■ **Material provided**
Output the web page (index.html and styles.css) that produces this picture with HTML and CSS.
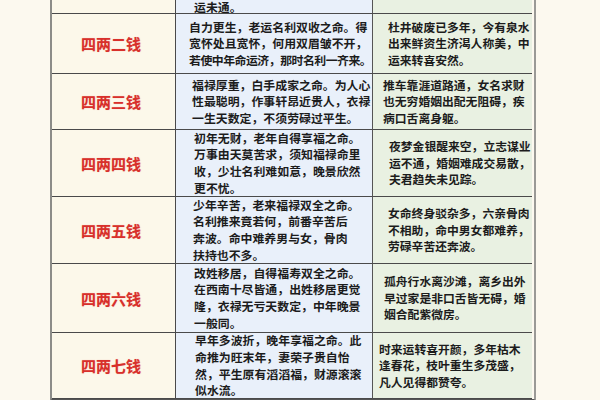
FILE: index.html
```html
<!DOCTYPE html>
<html lang="zh">
<head>
<meta charset="utf-8">
<link rel="stylesheet" href="styles.css">
</head>
<body>
<div class="page">
  <div class="table">
    <div class="cell label row0"></div>
    <div class="cell verse row0 p18"><span>运未通。</span></div>
    <div class="cell note row0"></div>

    <div class="cell label">四两二钱</div>
    <div class="cell verse p13"><span>自力更生，老运名利双收之命。得<br>宽怀处且宽怀，何用双眉皱不开，<br><span class="tight">若使中年命运济，那时名利一齐来。</span></span></div>
    <div class="cell note n15">杜井破废已多年，今有泉水<br>出来鲜资生济渴人称美，中<br>运来转喜安然。</div>

    <div class="cell label">四两三钱</div>
    <div class="cell verse p16">福禄厚重，白手成家之命。为人心<br>性最聪明，作事轩昂近贵人，衣禄<br>一生天数定，不须劳碌过平生。</div>
    <div class="cell note n10">推车靠涯道路通，女名求财<br>也无穷婚姻出配无阻碍，疾<br>病口舌离身躯。</div>

    <div class="cell label">四两四钱</div>
    <div class="cell verse p18">初年无财，老年自得享福之命。<br>万事由天莫苦求，须知福禄命里<br>收，少壮名利难如意，晚景欣然<br>更不忧。</div>
    <div class="cell note n16">夜梦金银醒来空，立志谋业<br>运不通，婚姻难成交易散，<br>夫君趋失未见踪。</div>

    <div class="cell label">四两五钱</div>
    <div class="cell verse p17">少年辛苦，老来福禄双全之命。<br>名利推来竟若何，前番辛苦后<br>奔波。命中难养男与女，骨肉<br>扶持也不多。</div>
    <div class="cell note n15">女命终身驳杂多，六亲骨肉<br>不相助，命中男女都难养，<br>劳碌辛苦还奔波。</div>

    <div class="cell label">四两六钱</div>
    <div class="cell verse p18">改姓移居，自得福寿双全之命。<br>在西南十尽皆通，出姓移居更觉<br>隆，衣禄无亏天数定，中年晚景<br>一般同。</div>
    <div class="cell note n11">孤舟行水离沙滩，离乡出外<br>早过家是非口舌皆无碍，婚<br>姻合配紫微房。</div>

    <div class="cell label">四两七钱</div>
    <div class="cell verse p19">早年多波折，晚年享福之命。此<br>命推为旺末年，妻荣子贵自怡<br>然，平生原有滔滔福，财源滚滚<br>似水流。</div>
    <div class="cell note n6">时来运转喜开颜，多年枯木<br>逢春花，枝叶重生多茂盛，<br>凡人见得都赞夸。</div>
  </div>
</div>
</body>
</html>
```

FILE: styles.css
```css
html, body {
  margin: 0;
  padding: 0;
  background: #fcf9ef;
}

.page {
  width: 600px;
  height: 400px;
  overflow: hidden;
  padding-left: 50px;
  box-sizing: border-box;
  font-family: "Noto Sans CJK SC", "Noto Sans", sans-serif;
}

.table {
  display: grid;
  grid-template-columns: 124px 197px 159px;
  grid-template-rows: 14px 60px 56px 67px 67px 69px 66px;
  width: 482px;
  border-left: 2px solid #8c8c88;
  border-right: 2px solid #9a9a96;
  border-bottom: 2px solid #555;
}

.cell {
  box-sizing: border-box;
  border-bottom: 1px solid #4a4a4a;
  display: flex;
  align-items: center;
  white-space: nowrap;
  overflow: hidden;
}

.label {
  background: #fcf8ea;
  border-right: 1px solid #4a4a4a;
  justify-content: center;
  padding-right: 5px;
  color: #d8302b;
  font-size: 15px;
  font-weight: 700;
  text-shadow: 0 0 1px rgba(216, 48, 43, 0.35);
}

.verse {
  background: #e9f0fa;
  border-right: 1px solid #555;
  color: #1c1c1c;
  font-size: 11.9px;
  font-weight: 700;
  line-height: 16.6px;
}

.note {
  background: #e9f1e2;
  color: #1c1c1c;
  font-size: 11.8px;
  font-weight: 700;
  line-height: 16.5px;
}

.tight {
  letter-spacing: -0.5px;
}

.row0 {
  align-items: flex-end;
  line-height: 12px;
}

.p13 { padding-left: 13px; }
.p16 { padding-left: 16px; }
.p17 { padding-left: 17px; }
.p18 { padding-left: 18px; }
.p19 { padding-left: 19px; }

.n6 { padding-left: 6px; }
.n10 { padding-left: 10px; }
.n11 { padding-left: 11px; }
.n15 { padding-left: 15px; }
.n16 { padding-left: 16px; }
```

■ **Goal of the exercise**
All of the lines above should be retyped precisely, apart from the pictures.

■ **Result of the exercise**
Output the web page (index.html and styles.css) that produces this picture with HTML and CSS.
FILE: index.html
```html
<!DOCTYPE html>
<html lang="zh">
<head>
<meta charset="utf-8">
<link rel="stylesheet" href="styles.css">
</head>
<body>
<div class="page">
  <div class="table">
    <div class="cell label row0"></div>
    <div class="cell verse row0 p18"><span>运未通。</span></div>
    <div class="cell note row0"></div>

    <div class="cell label">四两二钱</div>
    <div class="cell verse p13"><span>自力更生，老运名利双收之命。得<br>宽怀处且宽怀，何用双眉皱不开，<br><span class="tight">若使中年命运济，那时名利一齐来。</span></span></div>
    <div class="cell note n15">杜井破废已多年，今有泉水<br>出来鲜资生济渴人称美，中<br>运来转喜安然。</div>

    <div class="cell label">四两三钱</div>
    <div class="cell verse p16">福禄厚重，白手成家之命。为人心<br>性最聪明，作事轩昂近贵人，衣禄<br>一生天数定，不须劳碌过平生。</div>
    <div class="cell note n10">推车靠涯道路通，女名求财<br>也无穷婚姻出配无阻碍，疾<br>病口舌离身躯。</div>

    <div class="cell label">四两四钱</div>
    <div class="cell verse p18">初年无财，老年自得享福之命。<br>万事由天莫苦求，须知福禄命里<br>收，少壮名利难如意，晚景欣然<br>更不忧。</div>
    <div class="cell note n16">夜梦金银醒来空，立志谋业<br>运不通，婚姻难成交易散，<br>夫君趋失未见踪。</div>

    <div class="cell label">四两五钱</div>
    <div class="cell verse p17">少年辛苦，老来福禄双全之命。<br>名利推来竟若何，前番辛苦后<br>奔波。命中难养男与女，骨肉<br>扶持也不多。</div>
    <div class="cell note n15">女命终身驳杂多，六亲骨肉<br>不相助，命中男女都难养，<br>劳碌辛苦还奔波。</div>

    <div class="cell label">四两六钱</div>
    <div class="cell verse p18">改姓移居，自得福寿双全之命。<br>在西南十尽皆通，出姓移居更觉<br>隆，衣禄无亏天数定，中年晚景<br>一般同。</div>
    <div class="cell note n11">孤舟行水离沙滩，离乡出外<br>早过家是非口舌皆无碍，婚<br>姻合配紫微房。</div>

    <div class="cell label">四两七钱</div>
    <div class="cell verse p19">早年多波折，晚年享福之命。此<br>命推为旺末年，妻荣子贵自怡<br>然，平生原有滔滔福，财源滚滚<br>似水流。</div>
    <div class="cell note n6">时来运转喜开颜，多年枯木<br>逢春花，枝叶重生多茂盛，<br>凡人见得都赞夸。</div>
  </div>
</div>
</body>
</html>
```

FILE: styles.css
```css
html, body {
  margin: 0;
  padding: 0;
  background: #fcf9ef;
}

.page {
  width: 600px;
  height: 400px;
  overflow: hidden;
  padding-left: 50px;
  box-sizing: border-box;
  font-family: "Noto Sans CJK SC", "Noto Sans", sans-serif;
}

.table {
  display: grid;
  grid-template-columns: 124px 197px 159px;
  grid-template-rows: 14px 60px 56px 67px 67px 69px 66px;
  width: 482px;
  border-left: 2px solid #8c8c88;
  border-right: 2px solid #9a9a96;
  border-bottom: 2px solid #555;
}

.cell {
  box-sizing: border-box;
  border-bottom: 1px solid #4a4a4a;
  display: flex;
  align-items: center;
  white-space: nowrap;
  overflow: hidden;
}

.label {
  background: #fcf8ea;
  border-right: 1px solid #4a4a4a;
  justify-content: center;
  padding-right: 5px;
  color: #d8302b;
  font-size: 15px;
  font-weight: 700;
  text-shadow: 0 0 1px rgba(216, 48, 43, 0.35);
}

.verse {
  background: #e9f0fa;
  border-right: 1px solid #555;
  color: #1c1c1c;
  font-size: 11.9px;
  font-weight: 700;
  line-height: 16.6px;
}

.note {
  background: #e9f1e2;
  color: #1c1c1c;
  font-size: 11.8px;
  font-weight: 700;
  line-height: 16.5px;
}

.tight {
  letter-spacing: -0.5px;
}

.row0 {
  align-items: flex-end;
  line-height: 12px;
}

.p13 { padding-left: 13px; }
.p16 { padding-left: 16px; }
.p17 { padding-left: 17px; }
.p18 { padding-left: 18px; }
.p19 { padding-left: 19px; }

.n6 { padding-left: 6px; }
.n10 { padding-left: 10px; }
.n11 { padding-left: 11px; }
.n15 { padding-left: 15px; }
.n16 { padding-left: 16px; }
```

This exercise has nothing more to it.